Given task :: Extract, word for word, every line from the one containing "Emit a component" through the one containing "import React from", with both end lines kept.

Extracted information ::
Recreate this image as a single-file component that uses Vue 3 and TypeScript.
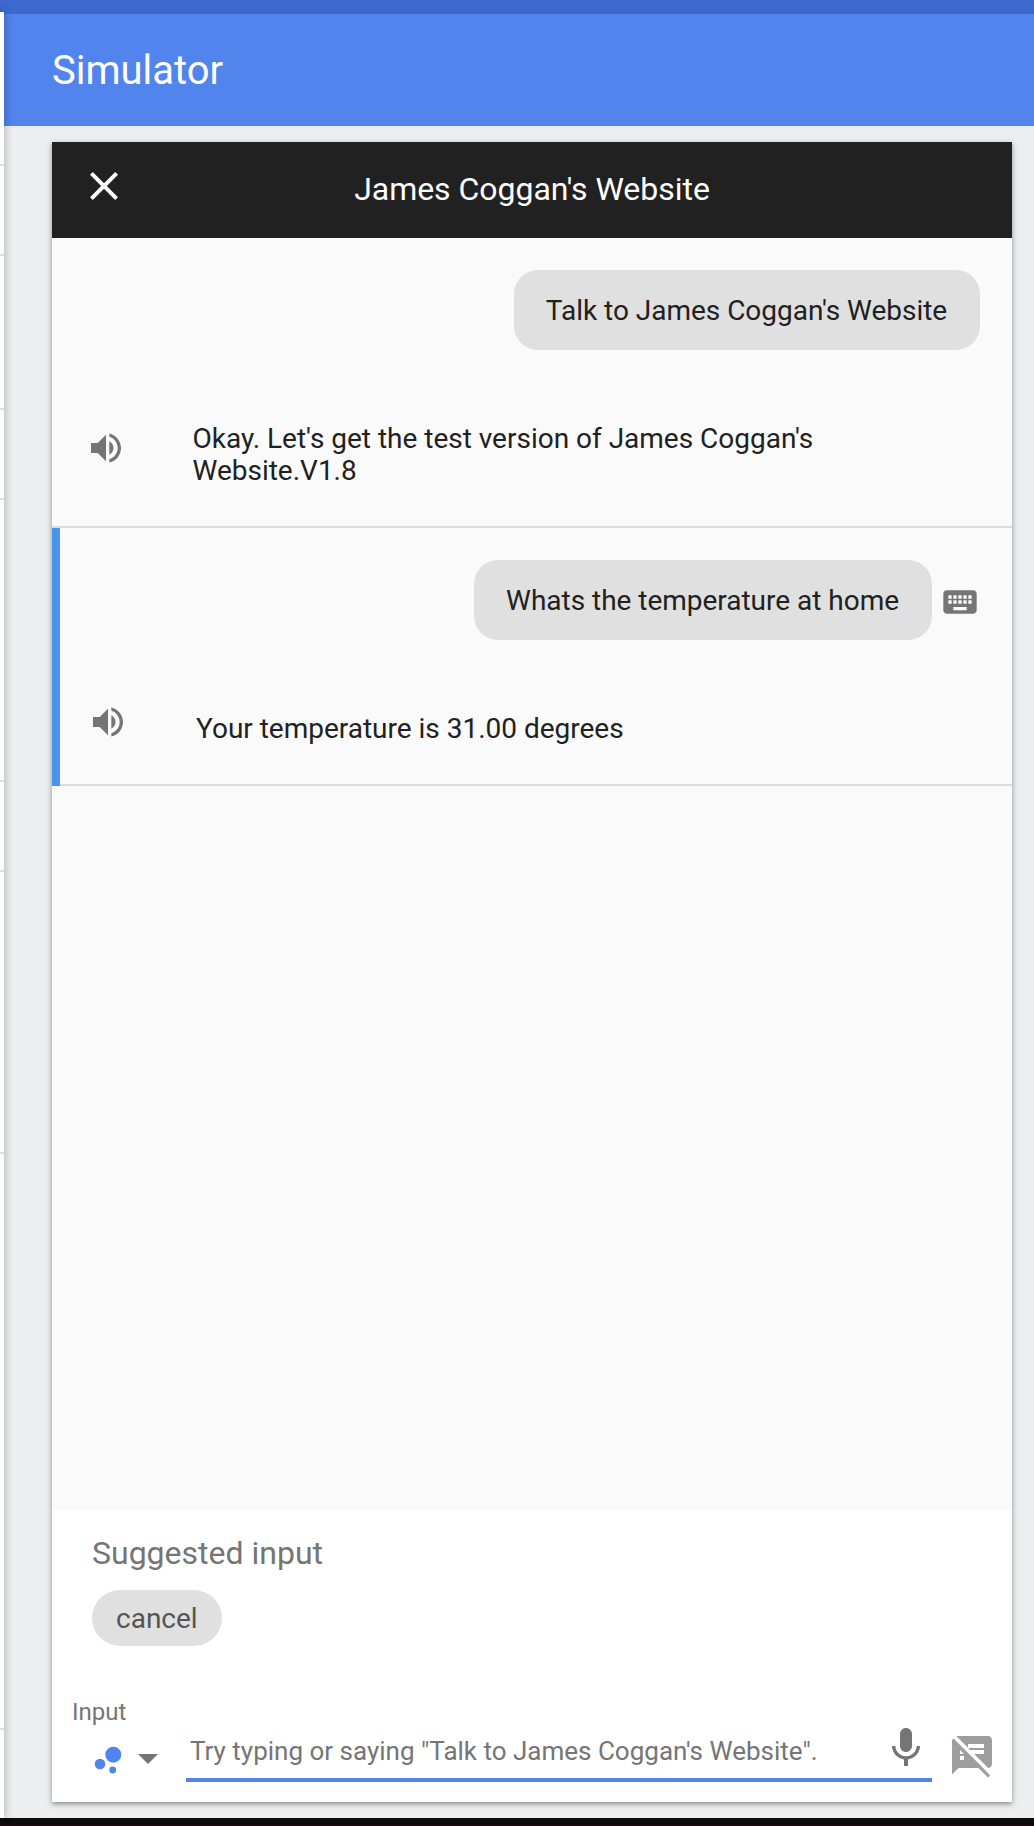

---

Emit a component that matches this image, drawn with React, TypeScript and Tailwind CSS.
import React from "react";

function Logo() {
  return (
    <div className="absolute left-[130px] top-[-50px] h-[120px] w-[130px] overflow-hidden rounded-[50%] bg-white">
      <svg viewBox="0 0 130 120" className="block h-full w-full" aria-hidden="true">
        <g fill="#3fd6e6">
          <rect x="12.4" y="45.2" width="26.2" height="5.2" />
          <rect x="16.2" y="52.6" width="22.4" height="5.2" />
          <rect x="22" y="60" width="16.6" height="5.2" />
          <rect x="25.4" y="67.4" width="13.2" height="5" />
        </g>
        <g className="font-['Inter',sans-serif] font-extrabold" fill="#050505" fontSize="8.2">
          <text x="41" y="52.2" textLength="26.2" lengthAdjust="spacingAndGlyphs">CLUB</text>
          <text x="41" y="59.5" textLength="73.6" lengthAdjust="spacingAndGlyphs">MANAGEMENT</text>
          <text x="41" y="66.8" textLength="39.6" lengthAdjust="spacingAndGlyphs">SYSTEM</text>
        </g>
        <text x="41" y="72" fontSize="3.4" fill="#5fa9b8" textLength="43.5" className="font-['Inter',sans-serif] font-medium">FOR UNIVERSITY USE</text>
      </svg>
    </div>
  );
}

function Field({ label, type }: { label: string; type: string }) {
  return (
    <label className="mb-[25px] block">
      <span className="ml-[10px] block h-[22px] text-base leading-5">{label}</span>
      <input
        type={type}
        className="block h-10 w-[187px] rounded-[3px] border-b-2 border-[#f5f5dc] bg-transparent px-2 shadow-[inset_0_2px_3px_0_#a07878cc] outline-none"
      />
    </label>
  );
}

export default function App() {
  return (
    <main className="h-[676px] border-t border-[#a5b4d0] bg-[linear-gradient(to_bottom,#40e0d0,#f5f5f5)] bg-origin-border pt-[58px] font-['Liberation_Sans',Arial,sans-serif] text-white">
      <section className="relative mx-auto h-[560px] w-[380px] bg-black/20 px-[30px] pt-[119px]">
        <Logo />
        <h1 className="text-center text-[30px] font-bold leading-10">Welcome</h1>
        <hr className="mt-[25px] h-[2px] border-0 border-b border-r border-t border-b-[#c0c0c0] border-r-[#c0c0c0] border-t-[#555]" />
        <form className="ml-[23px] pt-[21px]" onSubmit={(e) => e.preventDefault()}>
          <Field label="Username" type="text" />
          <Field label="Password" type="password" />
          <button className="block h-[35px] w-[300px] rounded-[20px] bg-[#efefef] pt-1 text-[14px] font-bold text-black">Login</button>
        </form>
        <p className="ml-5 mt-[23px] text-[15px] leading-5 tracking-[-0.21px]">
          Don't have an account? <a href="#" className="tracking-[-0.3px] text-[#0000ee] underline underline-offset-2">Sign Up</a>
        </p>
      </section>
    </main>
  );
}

==

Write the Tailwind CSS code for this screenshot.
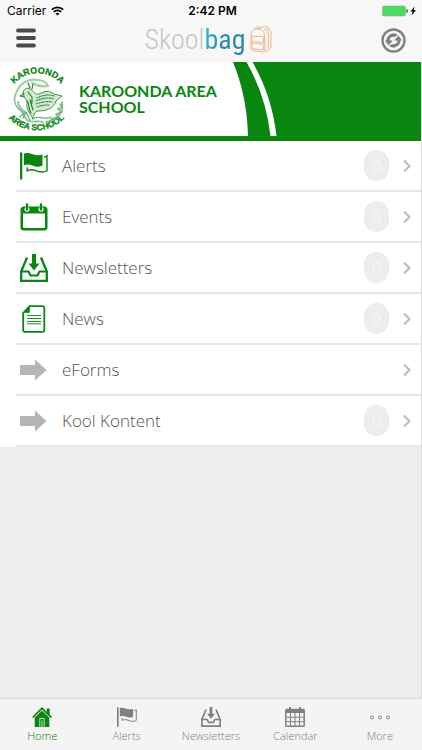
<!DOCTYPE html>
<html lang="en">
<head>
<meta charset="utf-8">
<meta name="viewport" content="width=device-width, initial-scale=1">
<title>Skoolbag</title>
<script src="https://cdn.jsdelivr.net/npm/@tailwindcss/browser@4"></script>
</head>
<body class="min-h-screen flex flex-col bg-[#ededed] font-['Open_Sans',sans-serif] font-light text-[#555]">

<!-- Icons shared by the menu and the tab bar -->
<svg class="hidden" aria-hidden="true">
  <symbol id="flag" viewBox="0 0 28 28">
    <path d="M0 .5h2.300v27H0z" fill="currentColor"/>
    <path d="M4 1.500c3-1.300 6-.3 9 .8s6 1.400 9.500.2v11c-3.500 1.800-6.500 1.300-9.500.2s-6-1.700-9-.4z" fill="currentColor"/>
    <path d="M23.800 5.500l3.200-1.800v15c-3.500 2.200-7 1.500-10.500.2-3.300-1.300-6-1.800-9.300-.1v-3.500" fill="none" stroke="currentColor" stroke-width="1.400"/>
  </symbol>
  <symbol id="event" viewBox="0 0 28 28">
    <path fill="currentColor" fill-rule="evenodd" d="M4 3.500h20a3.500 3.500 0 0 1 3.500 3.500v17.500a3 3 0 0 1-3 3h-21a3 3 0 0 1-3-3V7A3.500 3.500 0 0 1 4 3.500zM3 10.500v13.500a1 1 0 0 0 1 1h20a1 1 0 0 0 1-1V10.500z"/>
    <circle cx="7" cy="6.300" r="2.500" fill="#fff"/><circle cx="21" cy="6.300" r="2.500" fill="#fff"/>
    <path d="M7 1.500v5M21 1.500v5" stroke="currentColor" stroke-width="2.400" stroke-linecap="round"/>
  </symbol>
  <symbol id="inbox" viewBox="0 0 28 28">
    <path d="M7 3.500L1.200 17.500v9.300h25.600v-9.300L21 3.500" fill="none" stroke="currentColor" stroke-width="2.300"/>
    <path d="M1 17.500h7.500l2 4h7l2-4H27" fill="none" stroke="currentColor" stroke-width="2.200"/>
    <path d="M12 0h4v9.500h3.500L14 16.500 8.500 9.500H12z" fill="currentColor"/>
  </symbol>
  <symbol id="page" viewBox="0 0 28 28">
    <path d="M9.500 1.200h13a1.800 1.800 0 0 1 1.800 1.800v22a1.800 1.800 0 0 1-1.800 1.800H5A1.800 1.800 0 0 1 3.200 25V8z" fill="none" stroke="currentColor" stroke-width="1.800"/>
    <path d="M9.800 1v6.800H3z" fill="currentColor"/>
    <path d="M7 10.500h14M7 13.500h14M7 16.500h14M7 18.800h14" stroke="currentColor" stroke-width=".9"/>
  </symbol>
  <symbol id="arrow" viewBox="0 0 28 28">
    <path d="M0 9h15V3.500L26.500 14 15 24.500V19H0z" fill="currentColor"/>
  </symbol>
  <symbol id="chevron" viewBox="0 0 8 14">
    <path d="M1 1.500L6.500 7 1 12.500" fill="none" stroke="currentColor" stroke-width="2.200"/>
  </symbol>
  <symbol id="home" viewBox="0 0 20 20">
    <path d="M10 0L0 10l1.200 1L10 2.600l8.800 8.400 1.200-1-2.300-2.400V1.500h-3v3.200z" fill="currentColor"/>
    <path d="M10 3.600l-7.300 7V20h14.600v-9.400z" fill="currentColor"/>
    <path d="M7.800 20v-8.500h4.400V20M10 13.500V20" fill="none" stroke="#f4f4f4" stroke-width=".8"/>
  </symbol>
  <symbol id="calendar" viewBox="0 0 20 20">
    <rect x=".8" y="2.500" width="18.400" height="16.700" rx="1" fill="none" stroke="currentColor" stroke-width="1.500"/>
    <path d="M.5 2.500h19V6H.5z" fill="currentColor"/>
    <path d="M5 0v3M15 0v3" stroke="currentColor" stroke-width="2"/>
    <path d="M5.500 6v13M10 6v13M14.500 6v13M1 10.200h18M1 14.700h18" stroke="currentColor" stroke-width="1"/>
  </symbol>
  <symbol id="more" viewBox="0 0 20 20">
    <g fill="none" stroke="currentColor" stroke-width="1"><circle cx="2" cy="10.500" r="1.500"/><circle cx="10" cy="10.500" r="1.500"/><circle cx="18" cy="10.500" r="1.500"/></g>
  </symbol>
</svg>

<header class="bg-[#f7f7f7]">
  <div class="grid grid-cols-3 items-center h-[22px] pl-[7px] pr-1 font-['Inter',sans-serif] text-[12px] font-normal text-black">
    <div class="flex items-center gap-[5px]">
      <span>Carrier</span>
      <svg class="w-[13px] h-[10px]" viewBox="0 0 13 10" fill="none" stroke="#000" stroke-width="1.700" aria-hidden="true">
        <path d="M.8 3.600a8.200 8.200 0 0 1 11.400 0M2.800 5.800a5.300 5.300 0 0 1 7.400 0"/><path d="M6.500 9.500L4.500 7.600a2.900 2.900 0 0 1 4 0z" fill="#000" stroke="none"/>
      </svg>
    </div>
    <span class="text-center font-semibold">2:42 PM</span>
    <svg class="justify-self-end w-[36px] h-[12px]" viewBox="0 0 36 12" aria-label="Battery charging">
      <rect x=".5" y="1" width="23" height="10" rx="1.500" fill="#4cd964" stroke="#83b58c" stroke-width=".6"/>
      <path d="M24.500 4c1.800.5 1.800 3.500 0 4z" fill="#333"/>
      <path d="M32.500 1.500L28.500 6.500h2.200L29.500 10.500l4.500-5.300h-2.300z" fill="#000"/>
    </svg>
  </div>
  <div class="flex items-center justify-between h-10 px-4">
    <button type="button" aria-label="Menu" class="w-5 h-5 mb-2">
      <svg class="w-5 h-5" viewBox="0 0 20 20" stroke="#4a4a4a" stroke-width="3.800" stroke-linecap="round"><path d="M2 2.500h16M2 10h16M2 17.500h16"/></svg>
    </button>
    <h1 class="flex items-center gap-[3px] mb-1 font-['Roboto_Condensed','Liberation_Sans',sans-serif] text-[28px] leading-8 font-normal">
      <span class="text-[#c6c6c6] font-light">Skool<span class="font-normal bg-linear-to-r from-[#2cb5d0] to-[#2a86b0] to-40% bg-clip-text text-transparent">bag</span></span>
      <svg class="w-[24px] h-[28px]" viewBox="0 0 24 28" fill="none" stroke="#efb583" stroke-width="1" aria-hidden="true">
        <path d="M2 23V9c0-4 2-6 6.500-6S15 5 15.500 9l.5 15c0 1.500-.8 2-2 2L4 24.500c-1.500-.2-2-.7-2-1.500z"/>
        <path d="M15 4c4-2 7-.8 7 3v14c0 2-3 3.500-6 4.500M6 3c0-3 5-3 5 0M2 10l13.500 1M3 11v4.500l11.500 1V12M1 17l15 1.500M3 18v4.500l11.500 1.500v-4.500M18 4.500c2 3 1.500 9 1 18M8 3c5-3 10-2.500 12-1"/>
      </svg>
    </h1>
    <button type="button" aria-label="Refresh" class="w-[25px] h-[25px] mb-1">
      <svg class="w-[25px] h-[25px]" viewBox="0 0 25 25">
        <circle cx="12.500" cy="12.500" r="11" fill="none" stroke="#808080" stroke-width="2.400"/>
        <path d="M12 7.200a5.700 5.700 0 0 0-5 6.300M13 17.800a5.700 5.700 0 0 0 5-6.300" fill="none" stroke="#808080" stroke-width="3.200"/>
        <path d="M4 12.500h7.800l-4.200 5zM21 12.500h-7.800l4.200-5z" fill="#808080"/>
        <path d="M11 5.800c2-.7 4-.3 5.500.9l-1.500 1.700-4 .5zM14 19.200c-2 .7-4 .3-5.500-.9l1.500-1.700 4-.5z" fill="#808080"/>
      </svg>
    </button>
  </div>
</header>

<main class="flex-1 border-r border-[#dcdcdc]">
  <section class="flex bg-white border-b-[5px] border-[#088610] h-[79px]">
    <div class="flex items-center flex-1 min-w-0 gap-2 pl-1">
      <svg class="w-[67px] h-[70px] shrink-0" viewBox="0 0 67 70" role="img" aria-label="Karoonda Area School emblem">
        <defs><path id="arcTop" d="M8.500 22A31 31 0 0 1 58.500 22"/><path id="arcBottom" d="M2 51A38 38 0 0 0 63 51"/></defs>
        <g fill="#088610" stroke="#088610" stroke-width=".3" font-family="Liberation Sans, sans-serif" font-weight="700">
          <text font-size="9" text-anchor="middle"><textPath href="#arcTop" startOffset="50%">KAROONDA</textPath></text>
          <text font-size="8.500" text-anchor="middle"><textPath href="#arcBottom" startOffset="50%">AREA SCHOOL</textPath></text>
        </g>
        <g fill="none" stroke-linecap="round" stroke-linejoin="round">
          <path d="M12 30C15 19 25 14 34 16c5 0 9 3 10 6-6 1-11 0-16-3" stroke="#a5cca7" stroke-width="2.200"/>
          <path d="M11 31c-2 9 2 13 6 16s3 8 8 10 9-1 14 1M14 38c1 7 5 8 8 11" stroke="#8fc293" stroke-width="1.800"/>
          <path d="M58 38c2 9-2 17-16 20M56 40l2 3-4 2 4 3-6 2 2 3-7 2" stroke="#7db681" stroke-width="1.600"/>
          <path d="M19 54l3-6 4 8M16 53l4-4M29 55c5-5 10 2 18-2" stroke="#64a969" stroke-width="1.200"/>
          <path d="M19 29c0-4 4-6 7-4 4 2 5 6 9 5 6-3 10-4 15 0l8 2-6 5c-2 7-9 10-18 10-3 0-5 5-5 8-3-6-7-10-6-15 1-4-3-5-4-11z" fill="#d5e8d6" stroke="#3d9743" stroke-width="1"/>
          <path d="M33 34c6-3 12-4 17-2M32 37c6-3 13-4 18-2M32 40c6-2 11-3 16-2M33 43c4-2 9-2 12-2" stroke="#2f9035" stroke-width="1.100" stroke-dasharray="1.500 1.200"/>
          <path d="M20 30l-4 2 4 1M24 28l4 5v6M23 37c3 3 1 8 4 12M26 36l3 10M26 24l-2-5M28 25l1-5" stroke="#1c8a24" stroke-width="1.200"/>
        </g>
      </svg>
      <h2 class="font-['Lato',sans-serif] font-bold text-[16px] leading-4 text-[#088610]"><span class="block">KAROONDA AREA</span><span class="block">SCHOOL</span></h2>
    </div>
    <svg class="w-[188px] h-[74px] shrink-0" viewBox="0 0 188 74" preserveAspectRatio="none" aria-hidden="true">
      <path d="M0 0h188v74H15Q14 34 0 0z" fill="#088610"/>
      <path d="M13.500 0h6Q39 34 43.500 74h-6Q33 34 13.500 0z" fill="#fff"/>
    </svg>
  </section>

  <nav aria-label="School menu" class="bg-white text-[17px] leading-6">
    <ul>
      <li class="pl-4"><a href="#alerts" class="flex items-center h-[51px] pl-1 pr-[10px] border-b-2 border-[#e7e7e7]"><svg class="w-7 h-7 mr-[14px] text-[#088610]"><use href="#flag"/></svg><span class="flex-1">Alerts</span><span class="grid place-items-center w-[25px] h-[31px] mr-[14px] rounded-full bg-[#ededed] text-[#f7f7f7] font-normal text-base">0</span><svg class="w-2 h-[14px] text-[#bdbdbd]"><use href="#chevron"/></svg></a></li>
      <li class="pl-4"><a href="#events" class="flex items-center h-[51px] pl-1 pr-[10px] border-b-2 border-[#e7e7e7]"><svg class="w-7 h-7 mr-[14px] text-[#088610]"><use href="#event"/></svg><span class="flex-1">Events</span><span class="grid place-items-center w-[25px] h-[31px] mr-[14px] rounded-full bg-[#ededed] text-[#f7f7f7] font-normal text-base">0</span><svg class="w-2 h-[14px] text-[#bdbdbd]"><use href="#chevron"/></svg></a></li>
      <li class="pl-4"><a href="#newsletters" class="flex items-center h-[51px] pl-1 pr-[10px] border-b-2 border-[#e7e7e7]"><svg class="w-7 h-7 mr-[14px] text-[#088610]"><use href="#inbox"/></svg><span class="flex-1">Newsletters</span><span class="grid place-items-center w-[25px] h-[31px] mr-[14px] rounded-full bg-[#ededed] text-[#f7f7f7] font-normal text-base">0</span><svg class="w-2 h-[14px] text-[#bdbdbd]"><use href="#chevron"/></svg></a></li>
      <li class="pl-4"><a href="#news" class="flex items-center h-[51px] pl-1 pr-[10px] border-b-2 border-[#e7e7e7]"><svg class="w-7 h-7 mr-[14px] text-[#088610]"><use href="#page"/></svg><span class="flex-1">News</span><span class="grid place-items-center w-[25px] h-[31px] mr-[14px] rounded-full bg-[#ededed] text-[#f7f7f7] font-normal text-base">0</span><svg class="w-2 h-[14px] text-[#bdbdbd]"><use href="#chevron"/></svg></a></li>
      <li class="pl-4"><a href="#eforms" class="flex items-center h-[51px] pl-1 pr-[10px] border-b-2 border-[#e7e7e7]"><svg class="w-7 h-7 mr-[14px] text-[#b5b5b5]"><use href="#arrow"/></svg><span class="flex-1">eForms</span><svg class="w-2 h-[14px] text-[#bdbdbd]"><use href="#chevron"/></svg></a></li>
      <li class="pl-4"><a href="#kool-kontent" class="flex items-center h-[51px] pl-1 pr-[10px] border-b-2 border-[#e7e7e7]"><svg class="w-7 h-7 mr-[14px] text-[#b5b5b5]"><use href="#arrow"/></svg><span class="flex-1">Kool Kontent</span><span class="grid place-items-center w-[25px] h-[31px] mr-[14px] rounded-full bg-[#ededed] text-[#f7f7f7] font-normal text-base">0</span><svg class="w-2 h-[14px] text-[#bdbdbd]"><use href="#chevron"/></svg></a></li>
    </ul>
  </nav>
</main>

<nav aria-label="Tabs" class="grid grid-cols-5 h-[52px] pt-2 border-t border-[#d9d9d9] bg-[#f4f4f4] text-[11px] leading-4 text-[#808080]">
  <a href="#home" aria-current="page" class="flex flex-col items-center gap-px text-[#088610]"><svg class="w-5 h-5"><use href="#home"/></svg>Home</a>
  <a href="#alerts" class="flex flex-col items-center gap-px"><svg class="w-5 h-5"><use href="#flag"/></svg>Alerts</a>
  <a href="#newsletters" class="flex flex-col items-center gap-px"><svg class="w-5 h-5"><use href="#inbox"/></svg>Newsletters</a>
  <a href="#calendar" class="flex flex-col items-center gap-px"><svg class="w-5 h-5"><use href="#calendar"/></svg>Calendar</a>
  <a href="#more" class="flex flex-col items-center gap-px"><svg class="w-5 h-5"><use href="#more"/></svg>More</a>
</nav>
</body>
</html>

Problem solution ::
Emit a component that matches this image, drawn with React, TypeScript and Tailwind CSS.
import React from "react";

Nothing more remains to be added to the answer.